Brief: Everything in the listing except the pictures should be written out exactly.

— BEGIN —

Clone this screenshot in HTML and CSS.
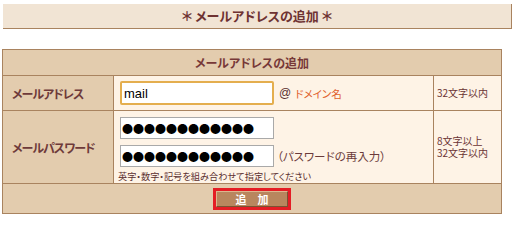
FILE: index.html
```html
<!DOCTYPE html>
<html lang="ja">
<head>
<meta charset="utf-8">
<title>メールアドレスの追加</title>
<link rel="stylesheet" href="styles.css">
</head>
<body>
<div class="pagetitle">＊ メールアドレスの追加 ＊</div>
<form class="form">
  <div class="caption">メールアドレスの追加</div>

  <div class="label">メールアドレス</div>
  <div class="value row1">
    <input class="field focus" type="text" value="mail">
    <span class="at">@</span><span class="domain">ドメイン名</span>
  </div>
  <div class="note">32文字以内</div>

  <div class="label">メールパスワード</div>
  <div class="value row2">
    <div class="line"><input class="field pw" type="text" value="●●●●●●●●●●●●"></div>
    <div class="line line2"><input class="field pw" type="text" value="●●●●●●●●●●●●"><span class="again">（パスワードの再入力）</span></div>
    <div class="hint">英字・数字・記号を組み合わせて指定してください</div>
  </div>
  <div class="note">8文字以上<br>32文字以内</div>

  <div class="actions"><button type="button" class="btn">追　加</button></div>
</form>
</body>
</html>
```

FILE: styles.css
```css
html, body {
  margin: 0;
  padding: 0;
  background: #ffffff;
}
body {
  font-family: "Noto Sans CJK JP", "Noto Sans", sans-serif;
  font-feature-settings: "palt";
  color: #6b3434;
}
.pagetitle {
  margin: 4px 2px 0 3px;
  height: 24px;
  line-height: 24px;
  background: #f1e4d4;
  border-right: 1px solid #a9835f;
  border-bottom: 1px solid #a9835f;
  text-align: center;
  font-size: 13px;
  font-weight: bold;
  color: #6e3232;
}
.form {
  margin: 20px 0 0 2px;
  width: 498px;
  border: 1px solid #a9835f;
  background: #a9835f;
  display: grid;
  grid-template-columns: 110px 319px 67px;
  grid-template-rows: 25px 34px 72px 29px;
  gap: 1px;
}
.caption {
  grid-column: 1 / -1;
  background: #e3ccae;
  text-align: center;
  line-height: 25px;
  font-size: 12px;
  font-weight: bold;
  color: #773838;
}
.label {
  background: #e3ccae;
  display: flex;
  align-items: center;
  padding-left: 9px;
  font-size: 12px;
  letter-spacing: -1px;
  font-weight: bold;
  color: #6e3a3a;
}
.value {
  background: #fef3e6;
  padding-left: 4px;
}
.row1 {
  display: flex;
  align-items: center;
}
.field {
  box-sizing: border-box;
  width: 154px;
  margin: 0 0 0 2px;
  background: #ffffff;
  color: #000000;
  outline: none;
}
.focus {
  height: 24px;
  border: 2px solid #e4ae4e;
  border-radius: 2px;
  padding: 0 2px;
  font-family: "Liberation Sans", Arial, sans-serif;
  font-size: 13px;
}
.at {
  margin-left: 5px;
  font-family: "Liberation Sans", Arial, sans-serif;
  font-size: 12px;
  color: #5a3030;
}
.domain {
  margin-left: 4px;
  font-size: 10.5px;
  color: #e0602a;
}
.row2 {
  padding-top: 6px;
}
.line {
  display: flex;
  align-items: center;
}
.line2 {
  margin-top: 6px;
}
.pw {
  height: 22px;
  border: 1px solid #a9a9a9;
  padding: 0 1px;
  font-family: "Noto Sans CJK JP", sans-serif;
  font-size: 11px;
  line-height: 20px;
  font-feature-settings: normal;
}
.again {
  margin-left: 3px;
  font-size: 11.5px;
  color: #6b3a3a;
}
.hint {
  margin-top: 3px;
  font-size: 9.2px;
  line-height: 12px;
  color: #5a2e2e;
}
.note {
  background: #fef3e6;
  display: flex;
  align-items: center;
  padding-left: 3px;
  font-size: 10px;
  line-height: 12px;
  color: #6b3434;
}
.actions {
  grid-column: 1 / -1;
  background: #e3ccae;
  display: flex;
  align-items: center;
  justify-content: center;
}
.btn {
  box-sizing: border-box;
  width: 72px;
  height: 16px;
  margin: 0;
  padding: 0;
  background: #b8865e;
  border: 1px solid;
  border-color: #dcb68e #7a5232 #7a5232 #dcb68e;
  outline: 3px solid #e41d25;
  font-family: "Noto Sans CJK JP", sans-serif;
  font-size: 11px;
  font-weight: bold;
  line-height: 14px;
  color: #ffffff;
}
```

— END —

Exercise solution:
Clone this screenshot in HTML and CSS.
FILE: index.html
```html
<!DOCTYPE html>
<html lang="ja">
<head>
<meta charset="utf-8">
<title>メールアドレスの追加</title>
<link rel="stylesheet" href="styles.css">
</head>
<body>
<div class="pagetitle">＊ メールアドレスの追加 ＊</div>
<form class="form">
  <div class="caption">メールアドレスの追加</div>

  <div class="label">メールアドレス</div>
  <div class="value row1">
    <input class="field focus" type="text" value="mail">
    <span class="at">@</span><span class="domain">ドメイン名</span>
  </div>
  <div class="note">32文字以内</div>

  <div class="label">メールパスワード</div>
  <div class="value row2">
    <div class="line"><input class="field pw" type="text" value="●●●●●●●●●●●●"></div>
    <div class="line line2"><input class="field pw" type="text" value="●●●●●●●●●●●●"><span class="again">（パスワードの再入力）</span></div>
    <div class="hint">英字・数字・記号を組み合わせて指定してください</div>
  </div>
  <div class="note">8文字以上<br>32文字以内</div>

  <div class="actions"><button type="button" class="btn">追　加</button></div>
</form>
</body>
</html>
```

FILE: styles.css
```css
html, body {
  margin: 0;
  padding: 0;
  background: #ffffff;
}
body {
  font-family: "Noto Sans CJK JP", "Noto Sans", sans-serif;
  font-feature-settings: "palt";
  color: #6b3434;
}
.pagetitle {
  margin: 4px 2px 0 3px;
  height: 24px;
  line-height: 24px;
  background: #f1e4d4;
  border-right: 1px solid #a9835f;
  border-bottom: 1px solid #a9835f;
  text-align: center;
  font-size: 13px;
  font-weight: bold;
  color: #6e3232;
}
.form {
  margin: 20px 0 0 2px;
  width: 498px;
  border: 1px solid #a9835f;
  background: #a9835f;
  display: grid;
  grid-template-columns: 110px 319px 67px;
  grid-template-rows: 25px 34px 72px 29px;
  gap: 1px;
}
.caption {
  grid-column: 1 / -1;
  background: #e3ccae;
  text-align: center;
  line-height: 25px;
  font-size: 12px;
  font-weight: bold;
  color: #773838;
}
.label {
  background: #e3ccae;
  display: flex;
  align-items: center;
  padding-left: 9px;
  font-size: 12px;
  letter-spacing: -1px;
  font-weight: bold;
  color: #6e3a3a;
}
.value {
  background: #fef3e6;
  padding-left: 4px;
}
.row1 {
  display: flex;
  align-items: center;
}
.field {
  box-sizing: border-box;
  width: 154px;
  margin: 0 0 0 2px;
  background: #ffffff;
  color: #000000;
  outline: none;
}
.focus {
  height: 24px;
  border: 2px solid #e4ae4e;
  border-radius: 2px;
  padding: 0 2px;
  font-family: "Liberation Sans", Arial, sans-serif;
  font-size: 13px;
}
.at {
  margin-left: 5px;
  font-family: "Liberation Sans", Arial, sans-serif;
  font-size: 12px;
  color: #5a3030;
}
.domain {
  margin-left: 4px;
  font-size: 10.5px;
  color: #e0602a;
}
.row2 {
  padding-top: 6px;
}
.line {
  display: flex;
  align-items: center;
}
.line2 {
  margin-top: 6px;
}
.pw {
  height: 22px;
  border: 1px solid #a9a9a9;
  padding: 0 1px;
  font-family: "Noto Sans CJK JP", sans-serif;
  font-size: 11px;
  line-height: 20px;
  font-feature-settings: normal;
}
.again {
  margin-left: 3px;
  font-size: 11.5px;
  color: #6b3a3a;
}
.hint {
  margin-top: 3px;
  font-size: 9.2px;
  line-height: 12px;
  color: #5a2e2e;
}
.note {
  background: #fef3e6;
  display: flex;
  align-items: center;
  padding-left: 3px;
  font-size: 10px;
  line-height: 12px;
  color: #6b3434;
}
.actions {
  grid-column: 1 / -1;
  background: #e3ccae;
  display: flex;
  align-items: center;
  justify-content: center;
}
.btn {
  box-sizing: border-box;
  width: 72px;
  height: 16px;
  margin: 0;
  padding: 0;
  background: #b8865e;
  border: 1px solid;
  border-color: #dcb68e #7a5232 #7a5232 #dcb68e;
  outline: 3px solid #e41d25;
  font-family: "Noto Sans CJK JP", sans-serif;
  font-size: 11px;
  font-weight: bold;
  line-height: 14px;
  color: #ffffff;
}
```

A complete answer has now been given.